PROBLEM REQUIREMENTS: Copy each line that has the string "with" somewhere in it.

DATA TO PROCESS:
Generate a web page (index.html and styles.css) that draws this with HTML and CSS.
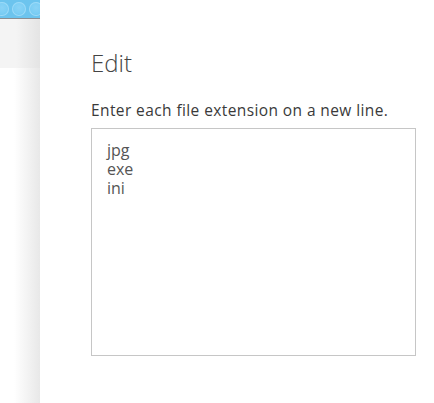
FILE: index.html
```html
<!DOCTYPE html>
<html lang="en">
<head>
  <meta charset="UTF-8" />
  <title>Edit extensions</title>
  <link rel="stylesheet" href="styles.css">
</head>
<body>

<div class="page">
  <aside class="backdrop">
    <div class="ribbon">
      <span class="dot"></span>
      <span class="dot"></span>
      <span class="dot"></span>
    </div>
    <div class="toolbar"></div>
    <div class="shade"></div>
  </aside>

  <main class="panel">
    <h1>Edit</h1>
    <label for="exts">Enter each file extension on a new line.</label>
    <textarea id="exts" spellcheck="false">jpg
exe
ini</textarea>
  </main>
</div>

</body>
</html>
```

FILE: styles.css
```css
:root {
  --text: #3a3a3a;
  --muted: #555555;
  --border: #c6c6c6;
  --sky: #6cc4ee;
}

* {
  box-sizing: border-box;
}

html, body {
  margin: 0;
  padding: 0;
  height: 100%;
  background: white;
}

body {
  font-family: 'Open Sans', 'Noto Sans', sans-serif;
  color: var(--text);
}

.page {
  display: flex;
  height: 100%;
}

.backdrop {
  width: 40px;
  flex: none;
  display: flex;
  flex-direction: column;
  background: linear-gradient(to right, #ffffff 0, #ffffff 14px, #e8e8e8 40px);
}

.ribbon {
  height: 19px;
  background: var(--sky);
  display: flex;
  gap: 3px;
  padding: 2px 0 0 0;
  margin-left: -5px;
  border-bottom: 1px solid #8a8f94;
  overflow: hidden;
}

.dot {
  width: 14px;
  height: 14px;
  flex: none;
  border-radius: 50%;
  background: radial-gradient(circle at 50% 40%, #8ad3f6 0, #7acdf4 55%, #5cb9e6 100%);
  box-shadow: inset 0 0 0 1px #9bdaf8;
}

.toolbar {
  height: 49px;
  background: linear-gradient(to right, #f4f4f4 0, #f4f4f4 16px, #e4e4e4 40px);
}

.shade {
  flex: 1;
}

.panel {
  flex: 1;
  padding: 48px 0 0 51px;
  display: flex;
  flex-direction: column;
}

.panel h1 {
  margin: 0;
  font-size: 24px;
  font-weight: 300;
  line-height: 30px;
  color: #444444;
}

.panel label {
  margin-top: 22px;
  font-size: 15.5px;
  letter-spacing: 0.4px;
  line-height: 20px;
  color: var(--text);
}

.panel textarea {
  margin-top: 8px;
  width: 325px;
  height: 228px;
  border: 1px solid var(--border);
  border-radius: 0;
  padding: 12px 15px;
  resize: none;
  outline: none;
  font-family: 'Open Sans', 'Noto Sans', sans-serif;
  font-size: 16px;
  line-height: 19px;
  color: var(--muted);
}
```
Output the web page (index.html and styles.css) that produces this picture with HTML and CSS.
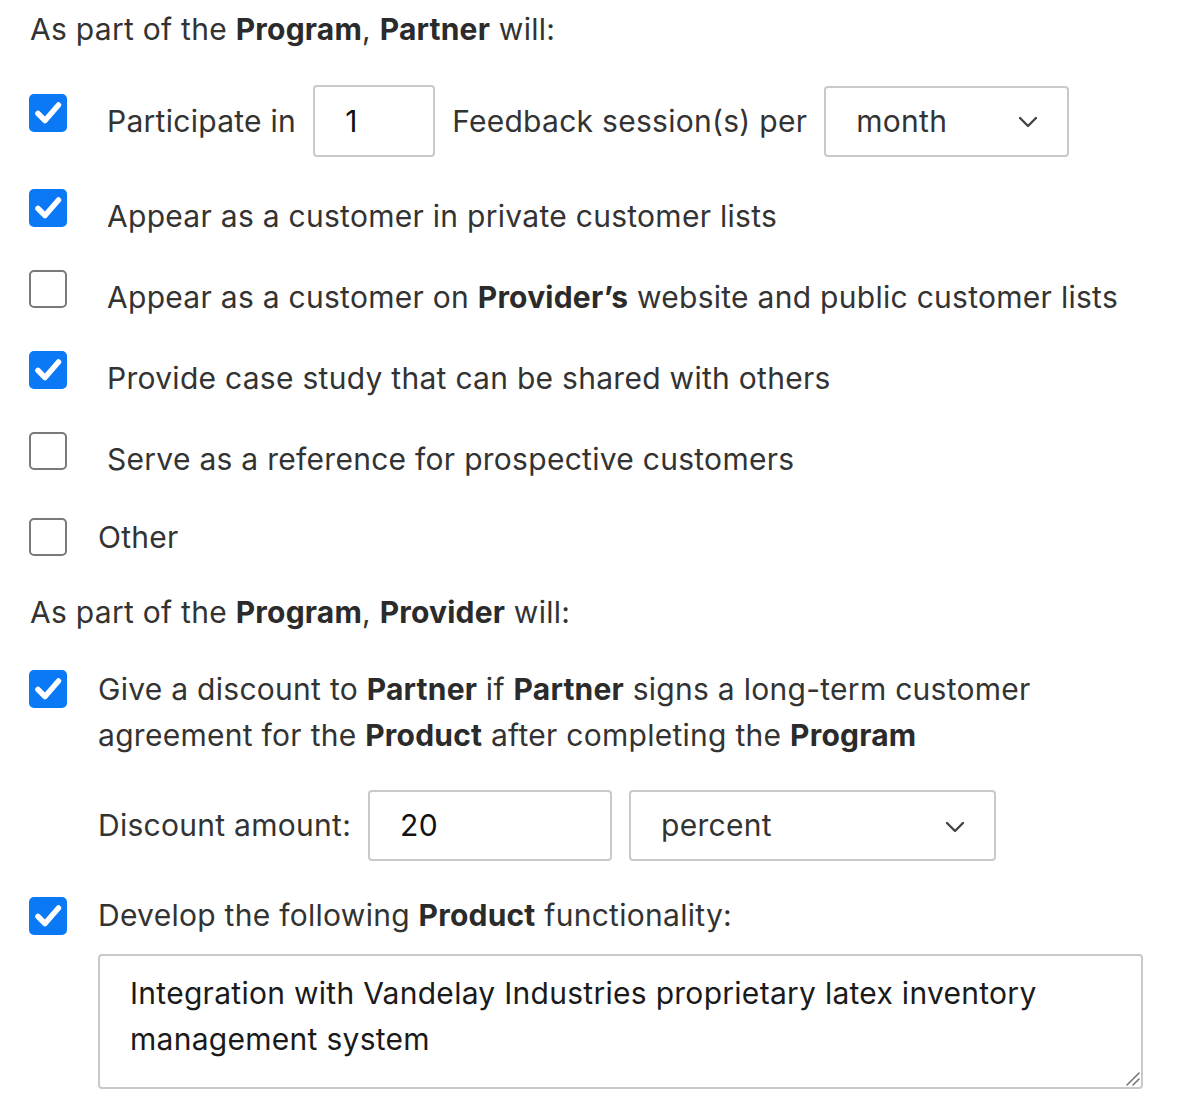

SOLUTION FOR THIS PROBLEM:
Generate a web page (index.html and styles.css) that draws this with HTML and CSS.
Output the web page (index.html and styles.css) that produces this picture with HTML and CSS.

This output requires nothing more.